Willys Jeep 1945-1953
Prior to World-War Two, Willys-Overland was one of many struggling independent car companies. Their fortune changed after winning the bid to manufacture Jeeps for the U.S. Military, producing over 650,000 from 1941 to 1945. At War's end, Willys saw no need to resume production of its pre-war passenger car models. Instead, they continued to do what they did best, and soon became a world leader in four-wheel-drive vehicle production.
By early 1944, Willys-Overland had designed a prototype civilian jeep. Called the CJ-1, it was basically the Army Jeep with military features removed. The addition of a tailgate moved the spare tire to the right side of the truck. A draw-bar and civilian-style canvas top were also added. Between late 1944 and early 1945, 45 examples called the CJ-2 were built for testing purposes.
Willy's first full-production civilian Jeep began in July of 1945. The CJ-2A had a seven-slot grille with large, flush-mounted headlamps, the Army Jeep had a nine-slot grille with smaller, recessed lamps. Early models were column-shifted, later changed to floor-mount. The windshield wiper was vacuum-powered on the driver's side, and manually operated on the passenger side. Dual vacuum-powered wipers were optional.
The Jeep CJ-2A was offered in several exterior colors, and the fuel cap was now external. The CJ came with a driver's seat only; front passenger seat and rear seat were optional. Other options included a radiator brush guard, driveshaft guards, side steps, a heater, and dual tail-lamps.
Fitted with an upgraded transmission, the CJ-2A used the four-cylinder Go-Devil engine from the Army Jeep. The durable L-Head engine produced 65-horsepower at 4000 rpm and 105 pound-feet of torque at 2000 rpm. Although first year sales were just 1,823, a total of over 214,000 CJ-2A Jeeps were produced from 1945 to 1949.
In April of 1948, U.S. President Harry Truman signed the Economic Cooperation Act (Marshall Plan) which helped Europe get back on their feet after the War. One of the countries aided by the Marshall program was Austria, who minted several commemorative coins in 2003. Of interest to Jeep Lovers is the "Post-War Period" silver coin: the head of coin depicts broken chains on the eagle's claws, and the tail-side shows a European Recovery Program poster, an inscription which translates as "Reconstruction in Austria", and four soldiers in a Jeep.

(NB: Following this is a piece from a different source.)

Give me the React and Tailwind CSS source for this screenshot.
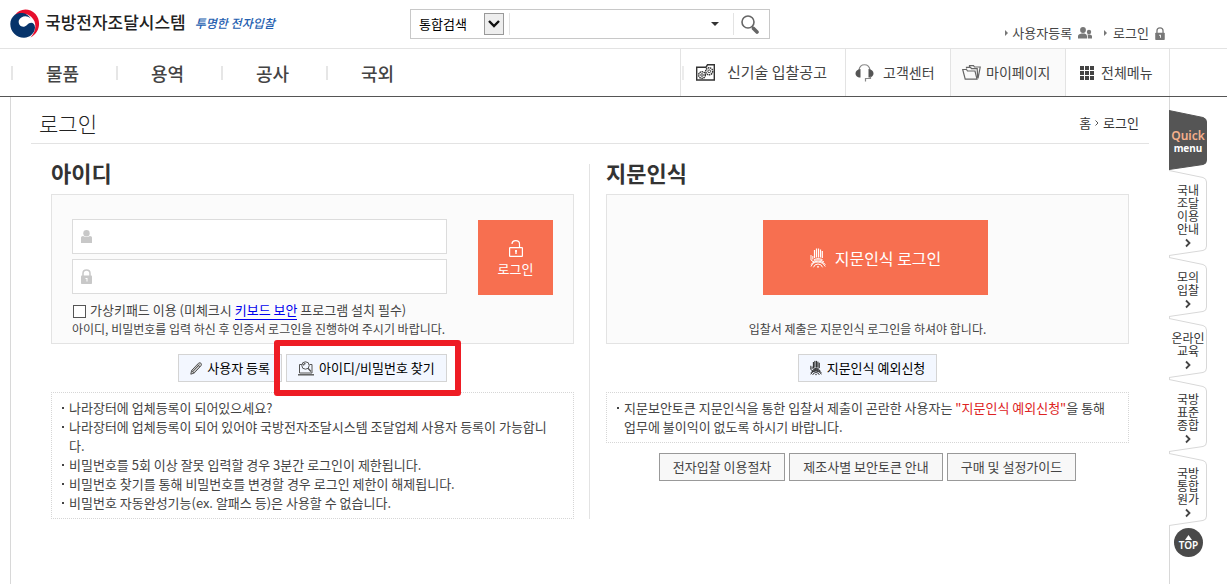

Introduced in the Fall of 1948, the Jeep CJ-3A had a larger, one-piece windshield with wipers mounted at the bottom. Heavier leaf springs and stronger axles gave it a higher payload and better draw-bar torque. This helped drive the various agricultural implements that were being built for the vehicle. Over 130,00 CJ-3A Jeeps were produced before the series ended in 1953.
When World-War Two ended, devastation of agriculture in several parts of Europe led to conditions of near starvation. United States was exporting as much food as it possibly could, and with this came an unprecedented increase in demand for farm tractors and equipment. There was never a greater demand for farm-grown products in American history. Because of their short supply (having been out of production for most of the war), many manufacturers went from building tanks and other military vehicles to making tractors. Willys-Overland saw this as an opportunity to market the Jeep as an alternative.
Offered by Willys from 1951 to 1953, the Farm Jeep was fitted with a low-range transfer case, 5.38 rear axle gears, an engine governor and an engine-driven hydraulic pump. Optional front and rear power take-off (PTO) shafts could power a wide variety of farm implements, including compressors, generators, winches, post-hole diggers, mowers, and welding machines.
Although the CJ Farm Jeep never really competed with a real farm tractor, mainly due to its light weight, it proved to be very useful for other off-road endeavors. Soon the little four-wheel drive truck was finding favor with ranchers and hunters, around farms, and on and off trails. There were also fire-fighting versions of the CJ, which could pump water from hydrants, ponds or streams, or provide it's own water supply from a trailer-mounted tank.
Overlapping production for several months in 1953, the CJ-3B model replaced the CJ-3A. Under the hood was the "Hurricane" F-Head motor, which had been in use by other Willys models since 1950. Whereas the "Go-Devil" L-Head engine had both intake and exhaust valves in the block, the F-Head motor had exhaust valves in the block, and its intake valves in the cylinder head, allowing them to be larger. The cast-iron block had three main bearings, and the valvetrain used mechanical lifters. Displacement remained at 134-cid, but compression was higher at 6.9:1. Power output was raised to 72-horsepower. To accommodate the larger motor, the CJ-3B had a taller hood and grille.
Willys started using the term 'Universal Jeep' with the CJ-3B model, selling over 30,000 units in the first year. The CJ series, now in production for nine years, was only the beginning for the little Jeep.